__Task instructions__. In the entries below, find the lines with the word "React" and copy them.

(Records with interface code)
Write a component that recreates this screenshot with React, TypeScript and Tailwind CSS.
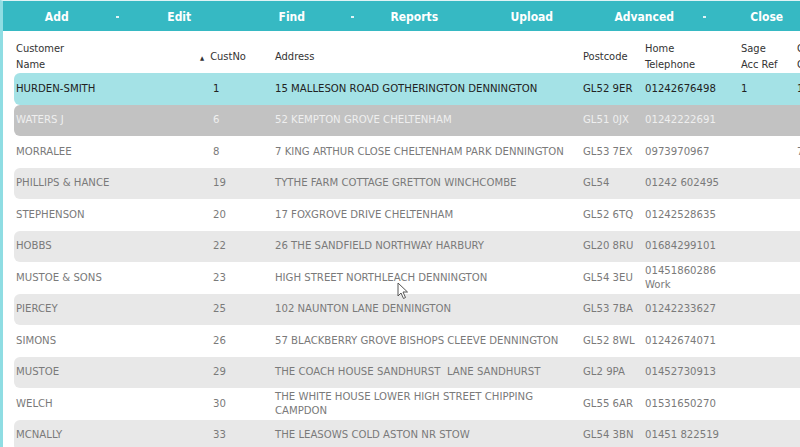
import React from "react";

type Row = {
  name: string;
  no: string;
  addr: string[];
  pc: string;
  tel: string[];
  sage?: string;
  extra?: string;
};

const rows: Row[] = [
  { name: "HURDEN-SMITH", no: "1", addr: ["15 MALLESON ROAD GOTHERINGTON DENNINGTON"], pc: "GL52 9ER", tel: ["01242676498"], sage: "1", extra: "1" },
  { name: "WATERS J", no: "6", addr: ["52 KEMPTON GROVE CHELTENHAM"], pc: "GL51 0JX", tel: ["01242222691"] },
  { name: "MORRALEE", no: "8", addr: ["7 KING ARTHUR CLOSE CHELTENHAM PARK DENNINGTON"], pc: "GL53 7EX", tel: ["0973970967"], extra: "7" },
  { name: "PHILLIPS & HANCE", no: "19", addr: ["TYTHE FARM COTTAGE GRETTON WINCHCOMBE"], pc: "GL54", tel: ["01242 602495"] },
  { name: "STEPHENSON", no: "20", addr: ["17 FOXGROVE DRIVE CHELTENHAM"], pc: "GL52 6TQ", tel: ["01242528635"] },
  { name: "HOBBS", no: "22", addr: ["26 THE SANDFIELD NORTHWAY HARBURY"], pc: "GL20 8RU", tel: ["01684299101"] },
  { name: "MUSTOE & SONS", no: "23", addr: ["HIGH STREET NORTHLEACH DENNINGTON"], pc: "GL54 3EU", tel: ["01451860286", "Work"] },
  { name: "PIERCEY", no: "25", addr: ["102 NAUNTON LANE DENNINGTON"], pc: "GL53 7BA", tel: ["01242233627"] },
  { name: "SIMONS", no: "26", addr: ["57 BLACKBERRY GROVE BISHOPS CLEEVE DENNINGTON"], pc: "GL52 8WL", tel: ["01242674071"] },
  { name: "MUSTOE", no: "29", addr: ["THE COACH HOUSE SANDHURST\u00a0 LANE SANDHURST"], pc: "GL2 9PA", tel: ["01452730913"] },
  { name: "WELCH", no: "30", addr: ["THE WHITE HOUSE LOWER HIGH STREET CHIPPING", "CAMPDON"], pc: "GL55 6AR", tel: ["01531650270"] },
  { name: "MCNALLY", no: "33", addr: ["THE LEASOWS COLD ASTON NR STOW"], pc: "GL54 3BN", tel: ["01451 822519"] },
];

const cols = "grid grid-cols-[195px_62px_308px_62px_96px_56px_40px]";

function ToolButton({ label, drop }: { label: string; drop?: boolean }) {
  return (
    <div className="relative flex w-[117.5px] shrink-0 self-stretch items-center justify-center">
      <span className={drop ? "-ml-[10px]" : ""}>{label}</span>
      {drop && (
        <span className="absolute right-[2px] top-[14px] h-[2px] w-[3px] bg-[#dff4f6]" />
      )}
    </div>
  );
}

export default function App() {
  return (
    <div
      className="relative h-[447px] w-[800px] overflow-hidden bg-white"
      style={{ fontFamily: '"DejaVu Sans Condensed", "DejaVu Sans", sans-serif' }}
    >
      <div className="flex h-full border-l-[3px] border-t-[1px] border-l-[#8fdde3] border-t-[#dff3f5]">
        <div className="flex min-w-0 flex-1 flex-col">
          {/* toolbar */}
          <div className="flex h-[30px] shrink-0 bg-[#36b9c3] pt-[1px] text-[12px] font-bold text-white">
            <ToolButton label="Add" drop />
            <ToolButton label="Edit" />
            <ToolButton label="Find" drop />
            <ToolButton label="Reports" />
            <ToolButton label="Upload" />
            <ToolButton label="Advanced" drop />
            <ToolButton label="Close" />
          </div>

          {/* header */}
          <div className={`${cols} ml-[11px] mt-[10px] h-[32px] shrink-0 items-center text-[11px] leading-[16px] text-[#333]`}>
            <div className="pl-[2px]">
              Customer
              <br />
              Name
            </div>
            <div className="flex items-center">
              <span className="ml-[-9px] mt-[1px] text-[6px] leading-none text-[#333]">▲</span>
              <span className="ml-[6px]">CustNo</span>
            </div>
            <div className="pl-[4px]">Address</div>
            <div className="pl-[4px]">Postcode</div>
            <div className="pl-[4px]">
              Home
              <br />
              Telephone
            </div>
            <div className="pl-[4px]">
              Sage
              <br />
              Acc Ref
            </div>
            <div className="pl-[4px]">
              C
              <br />C
            </div>
          </div>

          {/* rows */}
          <div className="ml-[11px] flex flex-col text-[11.25px] leading-[14px]">
            {rows.map((r, i) => {
              let bg = i % 2 === 1 ? "bg-[#e8e8e8]" : "bg-white";
              let fg = "text-[#7a7a7a]";
              if (i === 0) {
                bg = "bg-[#a4e2e6]";
                fg = "text-[#222]";
              } else if (i === 1) {
                bg = "bg-[#c2c2c2]";
                fg = "text-[#efefef]";
              }
              return (
                <div
                  key={i}
                  className={`${cols} h-[31.5px] shrink-0 items-center rounded-l-[6px] ${bg} ${fg}`}
                >
                  <div className="pl-[2px]">{r.name}</div>
                  <div className="pl-[4px]">{r.no}</div>
                  <div className="pl-[4px]">
                    {r.addr.map((a, j) => (
                      <div key={j} className="whitespace-pre">{a}</div>
                    ))}
                  </div>
                  <div className="pl-[4px]">{r.pc}</div>
                  <div className="pl-[4px]">
                    {r.tel.map((t, j) => (
                      <div key={j}>{t}</div>
                    ))}
                  </div>
                  <div className="pl-[4px]">{r.sage ?? ""}</div>
                  <div className="pl-[4px]">{r.extra ?? ""}</div>
                </div>
              );
            })}
          </div>
        </div>
      </div>

      {/* mouse cursor */}
      <svg
        className="absolute left-[397px] top-[282px]"
        width="12"
        height="18"
        viewBox="0 0 12 18"
      >
        <path
          d="M1 1 L1 14 L4 11 L6.5 16.5 L8.5 15.5 L6 10 L10.5 10 Z"
          fill="#fff"
          stroke="#555"
          strokeWidth="1"
          strokeLinejoin="round"
        />
      </svg>
    </div>
  );
}
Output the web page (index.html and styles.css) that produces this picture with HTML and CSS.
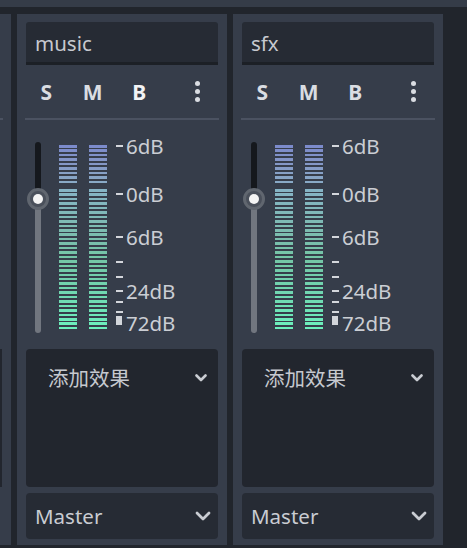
FILE: index.html
```html
<!DOCTYPE html>
<html lang="zh">
<head>
<meta charset="utf-8">
<title>Audio Buses</title>
<link rel="stylesheet" href="styles.css">
</head>
<body>
<div class="topbar"></div>
<div class="buses">
  <div class="bus-stub">
    <div class="stub-sep"></div>
    <div class="stub-fx"></div>
  </div>

  <div class="bus">
    <div class="bus-name">music</div>
    <div class="bus-buttons">
      <span class="btn">S</span>
      <span class="btn">M</span>
      <span class="btn btn-b">B</span>
      <span class="btn btn-menu"><i class="dot"></i><i class="dot"></i><i class="dot"></i></span>
    </div>
    <div class="sep"></div>
    <div class="meter-area">
      <div class="slider">
        <div class="track"></div>
        <div class="handle"><div class="handle-dot"></div></div>
      </div>
      <div class="meter">
        <div class="seg-group seg-top"></div>
        <div class="seg-group seg-bottom"></div>
      </div>
      <div class="meter meter-2">
        <div class="seg-group seg-top"></div>
        <div class="seg-group seg-bottom"></div>
      </div>
      <div class="scale">
        <div class="tick" style="top:25px"></div>
        <div class="tick" style="top:73px"></div>
        <div class="tick" style="top:116px"></div>
        <div class="tick" style="top:141px"></div>
        <div class="tick" style="top:156px"></div>
        <div class="tick" style="top:170px"></div>
        <div class="tick" style="top:181px"></div>
        <div class="tick" style="top:191px"></div>
        <div class="tick tick-block" style="top:196px"></div>
        <div class="label" style="top:26px">6dB</div>
        <div class="label" style="top:74px">0dB</div>
        <div class="label" style="top:117px">6dB</div>
        <div class="label" style="top:171px">24dB</div>
        <div class="label" style="top:203px">72dB</div>
      </div>
    </div>
    <div class="effects">
      <div class="effects-add">
        <span class="effects-text">添加效果</span>
        <svg class="chev chev-sm" viewBox="0 0 12 8" width="12" height="8"><path d="M1.5 1.5 L6 6 L10.5 1.5" fill="none" stroke="#c9ccd2" stroke-width="2.6" stroke-linecap="round" stroke-linejoin="round"/></svg>
      </div>
    </div>
    <div class="send">
      <span class="send-text">Master</span>
      <svg class="chev" viewBox="0 0 16 10" width="16" height="10"><path d="M2 2 L8 8 L14 2" fill="none" stroke="#c9ccd2" stroke-width="2.8" stroke-linecap="round" stroke-linejoin="round"/></svg>
    </div>
  </div>

  <div class="bus">
    <div class="bus-name">sfx</div>
    <div class="bus-buttons">
      <span class="btn">S</span>
      <span class="btn">M</span>
      <span class="btn">B</span>
      <span class="btn btn-menu"><i class="dot"></i><i class="dot"></i><i class="dot"></i></span>
    </div>
    <div class="sep"></div>
    <div class="meter-area">
      <div class="slider">
        <div class="track"></div>
        <div class="handle"><div class="handle-dot"></div></div>
      </div>
      <div class="meter">
        <div class="seg-group seg-top"></div>
        <div class="seg-group seg-bottom"></div>
      </div>
      <div class="meter meter-2">
        <div class="seg-group seg-top"></div>
        <div class="seg-group seg-bottom"></div>
      </div>
      <div class="scale">
        <div class="tick" style="top:25px"></div>
        <div class="tick" style="top:73px"></div>
        <div class="tick" style="top:116px"></div>
        <div class="tick" style="top:141px"></div>
        <div class="tick" style="top:156px"></div>
        <div class="tick" style="top:170px"></div>
        <div class="tick" style="top:181px"></div>
        <div class="tick" style="top:191px"></div>
        <div class="tick tick-block" style="top:196px"></div>
        <div class="label" style="top:26px">6dB</div>
        <div class="label" style="top:74px">0dB</div>
        <div class="label" style="top:117px">6dB</div>
        <div class="label" style="top:171px">24dB</div>
        <div class="label" style="top:203px">72dB</div>
      </div>
    </div>
    <div class="effects">
      <div class="effects-add">
        <span class="effects-text">添加效果</span>
        <svg class="chev chev-sm" viewBox="0 0 12 8" width="12" height="8"><path d="M1.5 1.5 L6 6 L10.5 1.5" fill="none" stroke="#c9ccd2" stroke-width="2.6" stroke-linecap="round" stroke-linejoin="round"/></svg>
      </div>
    </div>
    <div class="send">
      <span class="send-text">Master</span>
      <svg class="chev" viewBox="0 0 16 10" width="16" height="10"><path d="M2 2 L8 8 L14 2" fill="none" stroke="#c9ccd2" stroke-width="2.8" stroke-linecap="round" stroke-linejoin="round"/></svg>
    </div>
  </div>
</div>
</body>
</html>
```
FILE: styles.css
```css
* { box-sizing: border-box; }
html, body {
  margin: 0;
  padding: 0;
}
body {
  width: 467px;
  height: 548px;
  overflow: hidden;
  background: #21252c;
  font-family: "Noto Sans", "Noto Sans CJK SC", sans-serif;
  color: #c9ccd2;
}
.topbar {
  height: 7px;
  background: #353c48;
}
.buses {
  margin-top: 7px;
  display: flex;
  gap: 6px;
  align-items: flex-start;
}
.bus-stub {
  width: 11px;
  height: 531px;
  background: #363d4a;
  display: flex;
  flex-direction: column;
}
.stub-sep {
  margin-top: 104px;
  width: 3px;
  height: 2px;
  background: #4b5261;
}
.stub-fx {
  margin-top: 229px;
  width: 2px;
  height: 138px;
  background: #22262e;
}
.bus {
  width: 210px;
  height: 531px;
  background: #363d4a;
  padding: 8px 9px 6px;
  display: flex;
  flex-direction: column;
}
.bus-name {
  height: 43px;
  background: #262b34;
  border-bottom: 3px solid #1c2026;
  border-radius: 3px 3px 0 0;
  padding-left: 9px;
  font-size: 20.5px;
  line-height: 42px;
  color: #c6c9cf;
}
.bus-buttons {
  height: 53px;
  display: flex;
  align-items: center;
  gap: 6px;
}
.btn {
  width: 42px;
  text-align: center;
  font-size: 21px;
  font-weight: 700;
  color: #dadde2;
  line-height: 20px;
}
.btn-b { color: #f2f3f5; }
.btn-menu {
  margin-left: 12px;
  display: flex;
  flex-direction: column;
  align-items: center;
  gap: 3px;
}
.dot {
  display: block;
  width: 5px;
  height: 5px;
  border-radius: 50%;
  background: #dadde2;
}
.sep {
  height: 2px;
  margin: 0 -1px;
  background: #4b5261;
}
.meter-area {
  height: 229px;
  display: flex;
  align-items: flex-start;
}
.slider {
  position: relative;
  margin-left: 1px;
  margin-top: 22px;
  width: 22px;
  height: 191px;
  display: flex;
  justify-content: center;
}
.track {
  width: 6px;
  height: 191px;
  border-radius: 3px;
  background: linear-gradient(to bottom, #15181d 0, #15181d 57px, #71767f 57px, #71767f 100%);
}
.handle {
  position: absolute;
  left: 0;
  top: 46px;
  width: 22px;
  height: 22px;
  border-radius: 50%;
  background: #4a505b;
  border: 3px solid #60666f;
  display: flex;
  align-items: center;
  justify-content: center;
}
.handle-dot {
  width: 10px;
  height: 10px;
  border-radius: 50%;
  background: #f4f4f4;
}
.meter {
  margin-left: 10px;
  margin-top: 25px;
  width: 18px;
  display: flex;
  flex-direction: column;
}
.meter-2 { margin-left: 12px; }
.seg-group {
  width: 18px;
  -webkit-mask-image: repeating-linear-gradient(to bottom, #000 0, #000 2.5px, transparent 2.5px, transparent 4.45px);
  mask-image: repeating-linear-gradient(to bottom, #000 0, #000 2.5px, transparent 2.5px, transparent 4.45px);
}
.seg-top {
  height: 38.2px;
  background: linear-gradient(to bottom, #7b8acc 0%, #8496c6 45%, #89aac6 100%);
}
.seg-bottom {
  margin-top: 5.6px;
  height: 141.2px;
  background: linear-gradient(to bottom, #86b4c6 0%, #7cbcb0 30%, #74c6a6 50%, #70d8b2 75%, #6cf2bd 100%);
}
.scale {
  position: relative;
  margin-left: 9px;
  flex: 1;
  height: 229px;
}
.tick {
  position: absolute;
  left: 0;
  width: 7px;
  height: 2px;
  background: #d3d6db;
}
.tick-block {
  width: 6px;
  height: 9px;
}
.label {
  position: absolute;
  left: 10px;
  font-size: 20.5px;
  line-height: 20px;
  height: 20px;
  transform: translateY(-10px);
  color: #cbced4;
  white-space: nowrap;
}
.effects {
  margin-top: 0;
  height: 138px;
  background: #22262e;
  border-radius: 4px;
}
.effects-add {
  display: flex;
  align-items: center;
  height: 56px;
  padding: 0 11px 0 22px;
}
.effects-text {
  font-family: "Noto Sans CJK SC", sans-serif;
  font-size: 20.5px;
  color: #c6c9cf;
  flex: 1;
}
.chev-sm { margin-top: 1px; }
.send {
  margin-top: 6px;
  height: 46px;
  background: #262b34;
  border-radius: 4px;
  display: flex;
  align-items: center;
  padding: 0 7px 0 9px;
}
.send-text {
  flex: 1;
  font-size: 20.5px;
  color: #c9ccd2;
}
```
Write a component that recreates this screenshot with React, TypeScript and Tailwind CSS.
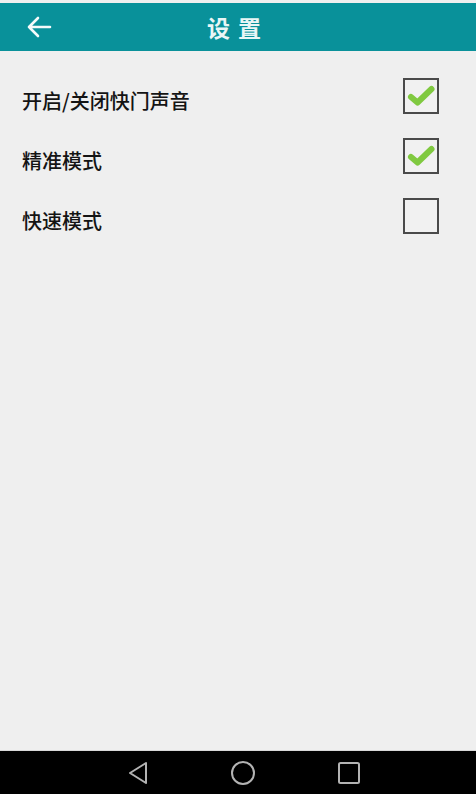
import React, { useState } from "react";

const items = [
  { label: "开启/关闭快门声音", checked: true },
  { label: "精准模式", checked: true },
  { label: "快速模式", checked: false },
];

function CheckBox({ checked, onClick }: { checked: boolean; onClick: () => void }) {
  return (
    <button
      onClick={onClick}
      className="flex h-[36px] w-[36px] items-center justify-center border-2 border-[#4a4a4a] bg-[#f1f1f1]"
    >
      {checked && (
        <svg width="30" height="26" viewBox="0 0 30 26">
          <path
            d="M5 14 L11.5 19.5 L25.5 6"
            fill="none"
            stroke="#80c940"
            strokeWidth="6"
            strokeLinecap="round"
            strokeLinejoin="round"
          />
        </svg>
      )}
    </button>
  );
}

export default function App() {
  const [state, setState] = useState(items.map((i) => i.checked));

  return (
    <div
      className="flex h-[794px] w-[476px] flex-col bg-[#efefef]"
      style={{ fontFamily: '"Noto Sans CJK SC", "Noto Sans", sans-serif' }}
    >
      {/* Header */}
      <div className="mt-[3px] flex h-[48px] items-center bg-[#09919a] px-[26px]">
        <svg width="26" height="22" viewBox="0 0 26 22">
          <path
            d="M24 11 H3 M12 2 L3 11 L12 20"
            fill="none"
            stroke="#f4fafa"
            strokeWidth="2.6"
            strokeLinecap="round"
            strokeLinejoin="round"
          />
        </svg>
        <div className="flex-1 pr-[26px] text-center text-[23px] font-semibold tracking-[8px] text-[#eaf6f6]">
          设置
        </div>
      </div>

      {/* Settings list */}
      <div className="flex flex-col pt-[15px]">
        {items.map((item, i) => (
          <div key={item.label} className="flex h-[60px] items-center justify-between pl-[22px] pr-[37px]">
            <span className="pt-[9px] text-[20px] font-medium leading-none text-[#141414]">{item.label}</span>
            <CheckBox
              checked={state[i]}
              onClick={() => setState((s) => s.map((v, j) => (j === i ? !v : v)))}
            />
          </div>
        ))}
      </div>

      <div className="flex-1" />

      {/* Navigation bar */}
      <div className="flex h-[44px] items-center border-t border-[#d8d8d8] bg-black">
        <div className="flex w-full items-center justify-center gap-[81px] pl-[12px]">
          <svg width="22" height="24" viewBox="0 0 22 24">
            <path d="M19 2 L3 12 L19 22 Z" fill="none" stroke="#b3b3b3" strokeWidth="2" strokeLinejoin="round" />
          </svg>
          <svg width="26" height="26" viewBox="0 0 26 26">
            <circle cx="13" cy="13" r="11" fill="none" stroke="#b3b3b3" strokeWidth="2" />
          </svg>
          <svg width="24" height="24" viewBox="0 0 24 24">
            <rect x="2" y="2" width="20" height="20" rx="1.5" fill="none" stroke="#b3b3b3" strokeWidth="2" />
          </svg>
        </div>
      </div>
    </div>
  );
}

__Written response__.
Write a component that recreates this screenshot with React, TypeScript and Tailwind CSS.
import React from "react";
Write a component that recreates this screenshot with React, TypeScript and Tailwind CSS.
import React, { useState } from "react";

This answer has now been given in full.